9. I entirely agree with the judgment which has just been delivered. It is a pity that the trial Courts do not realize the serious mischief which is continually done by these impetuous methods of deciding what are really academic points. Counsel for the appellants contends that in fact the appellants are, at any rate, interested in one half of the property. To take an extreme case they may eventually succeed in persuading the Court that they and their predecessors-in-title have been in adverse possession for a thousand years and that the plaintiff never had a leg to stand upon. But the fact is that they have not done so at present because no evidence has been called.

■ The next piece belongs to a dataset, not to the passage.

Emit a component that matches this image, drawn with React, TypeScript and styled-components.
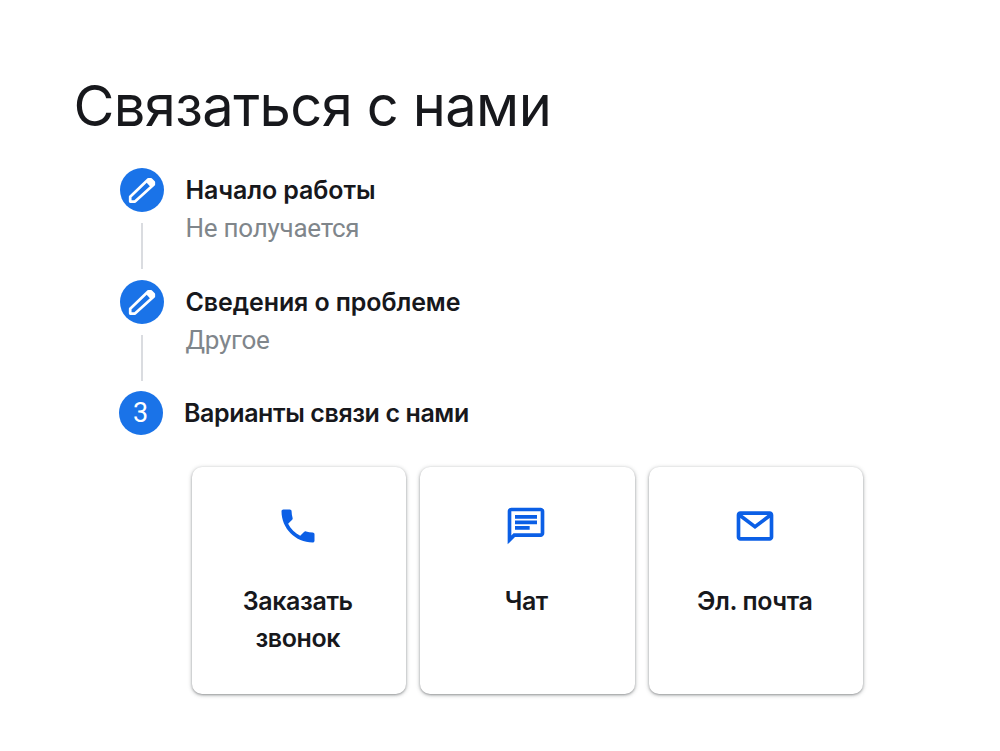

We have pointed out over and over again that even if a suit is dismissed upon a preliminary point it is of the greatest advantage to the parties and to the appellate Court that all the issues should be determined because preliminary points are 'sometimes unsound and if they are overruled in the appellate Court, the appellate Court is then seised of all the material which enables it to dispose of the suit if it happens to disagree with the first Court. It is clear from what has already been said that our decision relates to the claim only so far as it is based upon a possessory title. When the facts are ascertained and found any point of law not disposed of by us in dismissing this appeal which really arises on the finding will be open to either party.